**Given request**
Of the lines in the entries, how many hold the word "with"? Give that number alone.

Rows from a dataset of pages and code

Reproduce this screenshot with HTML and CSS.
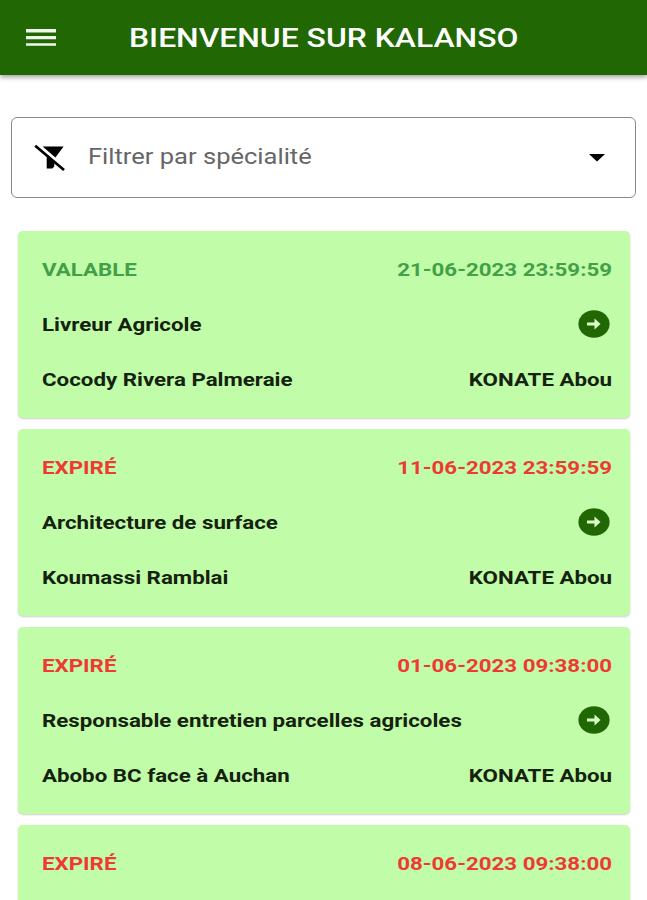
FILE: index.html
```
<!DOCTYPE html>
<html lang="fr">
<head>
  <meta charset="UTF-8" />
  <meta name="viewport" content="width=device-width, initial-scale=1.0" />
  <title>Kalanso</title>
  <link rel="stylesheet" href="styles.css">
</head>
<body>
  <!-- shared arrow icon -->
  <svg class="sprite" width="0" height="0">
    <symbol id="arrow" viewBox="0 0 32 28" preserveAspectRatio="none">
      <ellipse cx="16" cy="14" rx="15.6" ry="13.8" fill="#216804" />
      <path d="M9 12.6h7.5V8.6L22.5 14l-6 5.4v-4H9z" fill="#dcffc8" />
    </symbol>
  </svg>

  <header class="topbar">
    <svg class="menu" viewBox="0 0 30 18">
      <path d="M0 0h30v3.6H0zM0 7h30v3.2H0zM0 14.2h30v2.6H0z" fill="#f0f8ec" />
    </svg>
    <h1><span class="wide">BIENVENUE SUR KALANSO</span></h1>
  </header>

  <main>
    <div class="filter">
      <svg class="filter-icon" viewBox="0 0 32 28">
        <path d="M8.6 2.6h21L21.4 13.4zM12.7 10.5l7.6 6.6v5.4l-2 2h-5.6z" />
        <path d="M1.2 1.8L30 26" fill="none" stroke="#000" stroke-width="2.8" />
      </svg>
      <span class="label"><span class="wide">Filtrer par spécialité</span></span>
      <svg class="caret" viewBox="0 0 16 8"><path d="M0 0h16L8 7.6z" /></svg>
    </div>

    <div class="list">
      <article class="card">
        <div class="row valid"><span class="wide">VALABLE</span><span class="wide end">21-06-2023 23:59:59</span></div>
        <div class="row"><span class="wide">Livreur Agricole</span><svg class="go"><use href="#arrow" /></svg></div>
        <div class="row"><span class="wide">Cocody Rivera Palmeraie</span><span class="wide end">KONATE Abou</span></div>
      </article>
      <article class="card">
        <div class="row expired"><span class="wide">EXPIRÉ</span><span class="wide end">11-06-2023 23:59:59</span></div>
        <div class="row"><span class="wide">Architecture de surface</span><svg class="go"><use href="#arrow" /></svg></div>
        <div class="row"><span class="wide">Koumassi Ramblai</span><span class="wide end">KONATE Abou</span></div>
      </article>
      <article class="card">
        <div class="row expired"><span class="wide">EXPIRÉ</span><span class="wide end">01-06-2023 09:38:00</span></div>
        <div class="row"><span class="wide">Responsable entretien parcelles agricoles</span><svg class="go"><use href="#arrow" /></svg></div>
        <div class="row"><span class="wide">Abobo BC face à Auchan</span><span class="wide end">KONATE Abou</span></div>
      </article>
      <article class="card">
        <div class="row expired"><span class="wide">EXPIRÉ</span><span class="wide end">08-06-2023 09:38:00</span></div>
      </article>
    </div>
  </main>
</body>
</html>
```
FILE: styles.css
```
* {
  box-sizing: border-box;
}

body {
  margin: 0;
  height: 900px;
  overflow: hidden;
  background: #fff;
  font-family: Roboto, "Liberation Sans", sans-serif;
  color: #14220e;
}

main {
  height: 825px;
  overflow: hidden;
}

.sprite {
  display: block;
}

/* the interface uses widened lettering */
.wide {
  display: inline-block;
  white-space: nowrap;
  transform: scaleX(1.174);
  transform-origin: left center;
}

.wide.end {
  transform-origin: right center;
}

.topbar {
  position: relative;
  display: flex;
  align-items: center;
  height: 75px;
  padding: 0 26px;
  background: #216804;
  box-shadow: 0 2px 5px rgba(0, 0, 0, 0.4);
}

.menu {
  width: 30px;
  height: 18px;
}

h1 {
  margin: 0 0 0 73px;
  font-size: 26px;
  line-height: 30px;
  font-weight: 500;
  color: #fff;
}

h1 .wide {
  transform: scaleX(1.225);
}

.filter {
  display: flex;
  align-items: center;
  height: 81px;
  margin: 42px 11px 0;
  padding: 0 30px 0 22px;
  border: 1px solid #8a8a8a;
  border-radius: 6px;
}

.filter-icon {
  width: 32px;
  height: 28px;
}

.label {
  flex: 1;
  margin-left: 22px;
  padding-bottom: 2px;
  font-size: 22px;
  color: #666;
}

.label .wide {
  transform: scaleX(1.16);
}

.caret {
  width: 16px;
  height: 8px;
}

.list {
  display: flex;
  flex-direction: column;
  gap: 11px;
  margin: 33px 17px 0 18px;
}

.card {
  flex-shrink: 0;
  height: 187px;
  padding: 11px 18px 0 24px;
  background: #c1fca9;
  border-radius: 5px;
  box-shadow: 0 1px 2px rgba(0, 0, 0, 0.2);
}

.row {
  display: flex;
  align-items: center;
  justify-content: space-between;
  height: 55px;
  font-size: 19px;
  font-weight: 700;
}

.valid {
  color: #43a047;
}

.expired {
  color: #ee3a35;
}

.go {
  width: 32px;
  height: 28px;
  margin: 0 2px 1px 0;
}
```
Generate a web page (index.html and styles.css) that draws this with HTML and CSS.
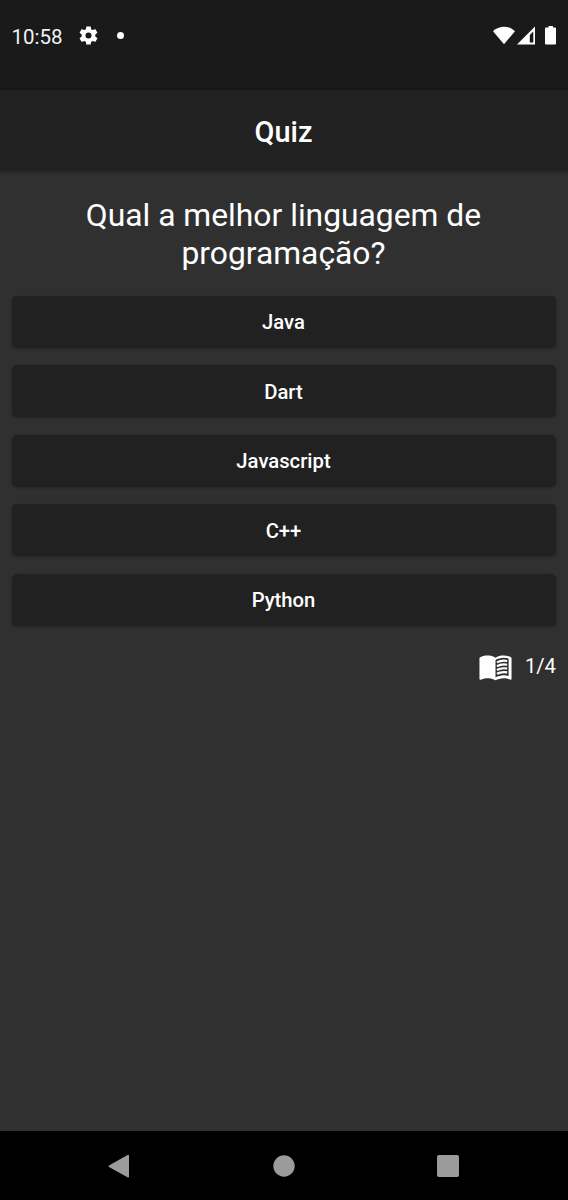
FILE: index.html
```html
<!DOCTYPE html>
<html lang="pt-BR">
<head>
<meta charset="utf-8">
<title>Quiz</title>
<link rel="stylesheet" href="styles.css">
</head>
<body>
<div class="screen">
  <div class="status">
    <span class="clock">10:58</span>
    <svg class="gear" viewBox="2 2 20 20"><path fill-rule="evenodd" d="M19.14 12.94c.04-.3.06-.61.06-.94 0-.32-.02-.64-.07-.94l2.03-1.58c.18-.14.23-.41.12-.61l-1.92-3.32c-.12-.22-.37-.29-.59-.22l-2.39.96c-.5-.38-1.03-.7-1.62-.94l-.36-2.54c-.04-.24-.24-.41-.48-.41h-3.84c-.24 0-.43.17-.47.41l-.36 2.54c-.59.24-1.13.57-1.62.94l-2.39-.96c-.22-.08-.47 0-.59.22L2.74 8.87c-.12.21-.08.47.12.61l2.03 1.58c-.05.3-.09.63-.09.94s.02.64.07.94l-2.03 1.58c-.18.14-.23.41-.12.61l1.92 3.32c.12.22.37.29.59.22l2.39-.96c.5.38 1.03.7 1.62.94l.36 2.54c.05.24.24.41.48.41h3.84c.24 0 .44-.17.47-.41l.36-2.54c.59-.24 1.13-.56 1.62-.94l2.39.96c.22.08.47 0 .59-.22l1.92-3.32c.12-.22.07-.47-.12-.61zM12 15.200a3.200 3.200 0 1 1 0-6.400 3.200 3.200 0 0 1 0 6.400z"/></svg>
    <span class="dot"></span>
    <svg class="signals" viewBox="0 0 66 22"><path d="M0 6.200C6 .2 16.200 .2 22 6.200L11 19.200z"/><path fill-rule="evenodd" d="M24 19.500L42 1.500V19.500zM36.800 10V17.500H40.300V6.500z"/><path d="M55.500 1H60V2.500H62Q63 2.500 63 3.500V18.500Q63 19.500 62 19.500H53Q52 19.500 52 18.500V3.500Q52 2.500 53 2.500H55.500z"/></svg>
  </div>
  <header class="appbar"><h1>Quiz</h1></header>
  <main class="content">
    <h2 class="question">Qual a melhor linguagem de programação?</h2>
    <div class="answers">
      <button>Java</button>
      <button>Dart</button>
      <button>Javascript</button>
      <button>C++</button>
      <button>Python</button>
    </div>
    <div class="progress">
      <svg class="book" viewBox="0 0 24 24"><path fill-rule="evenodd" d="M21 5c-1.110-.35-2.330-.5-3.500-.5-1.950 0-4.050.4-5.500 1.500-1.450-1.100-3.550-1.500-5.500-1.500S2.450 4.900 1 6v14.650c0 .25.25.5.5.5.1 0 .15-.05.25-.05C3.100 20.450 5.050 20 6.500 20c1.950 0 4.050.4 5.500 1.500 1.350-.85 3.800-1.500 5.500-1.500 1.650 0 3.350.3 4.750 1.050.1.050.15.050.25.050.25 0 .5-.25.5-.5V6c-.6-.45-1.250-.75-2-1zm0 13.500c-1.100-.35-2.300-.5-3.500-.5-1.700 0-4.150.65-5.500 1.500V7.500c1.350-.85 3.800-1.500 5.500-1.500 1.200 0 2.400.15 3.500.5z"/><path class="lines" d="M13 9.200Q16 7.500 20 8.200M13 11.800Q16 10.100 20 10.800M13 14.400Q16 12.700 20 13.400M13 17Q16 15.300 20 16"/></svg>
      <span>1/4</span>
    </div>
  </main>
  <nav class="navbar">
    <svg viewBox="0 0 24 24"><path d="M2 11.500 20.500 1Q22 .3 22 2V22.500Q22 24 20.500 23.200L2 13Q.8 12.200 2 11.500z"/></svg>
    <svg viewBox="0 0 24 24"><circle cx="12" cy="12" r="10.700"/></svg>
    <svg viewBox="0 0 24 24"><rect x="1" y="1" width="22" height="22" rx="2"/></svg>
  </nav>
</div>
</body>
</html>
```
FILE: styles.css
```css
* { box-sizing: border-box; }
body { margin: 0; font-family: Roboto, sans-serif; color: #fff; background: #303030; }
svg { display: block; fill: currentColor; flex: none; }
.screen { width: 568px; height: 1200px; display: flex; flex-direction: column; }
.status { height: 90px; padding: 25px 4px 0 11.500px; background: #1a1a1a; display: flex; align-items: flex-start; }
.clock { font-size: 20.500px; line-height: 24px; width: 67.500px; color: #f2f2f2; }
.gear { width: 19px; height: 19px; margin-top: 1px; }
.dot { width: 7px; height: 7px; margin: 7px 0 0 19px; border-radius: 50%; background: #fff; }
.signals { width: 66px; height: 22px; margin-left: auto; margin-right: 5px; }
.appbar { height: 81px; padding: 2px 1px 0 0; background: #212121; display: flex; align-items: center; justify-content: center; box-shadow: 0 1px 5px rgba(0,0,0,.3); }
h1 { margin: 0; font-size: 28.900px; font-weight: 500; line-height: 34px; }
.content { flex: 1; padding: 26px 12px 0; }
.question { margin: 0 50.500px 23.500px 49.500px; font-size: 31.800px; font-weight: 400; line-height: 37.500px; text-align: center; }
.answers { display: flex; flex-direction: column; gap: 17.500px; }
button { height: 52px; border: 0; padding: 1px 1px 0 0; border-radius: 5px; background: #212121; color: #fff; font: 500 20.250px/24px Roboto, sans-serif; box-shadow: 0 1px 3px rgba(0,0,0,.25); }
.progress { display: flex; justify-content: flex-end; align-items: center; gap: 12px; margin-top: 23px; font-size: 20.250px; line-height: 34px; }
.book { width: 35px; height: 35px; }
.lines { fill: none; stroke: currentColor; stroke-width: 1.500; }
.navbar { height: 69px; background: #000; color: #9b9b9b; display: flex; justify-content: space-between; padding: 22.500px 108px 0 107px; }
.navbar svg { width: 24px; height: 24px; }
```
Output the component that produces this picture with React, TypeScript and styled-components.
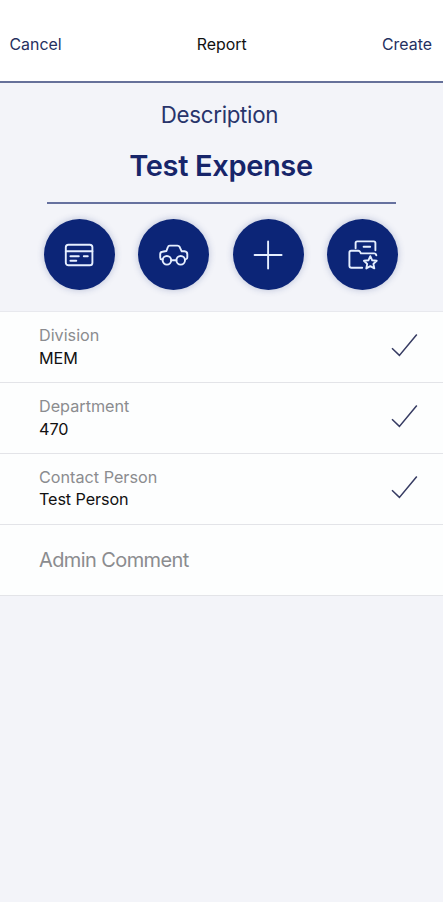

**Output of the exercise**
3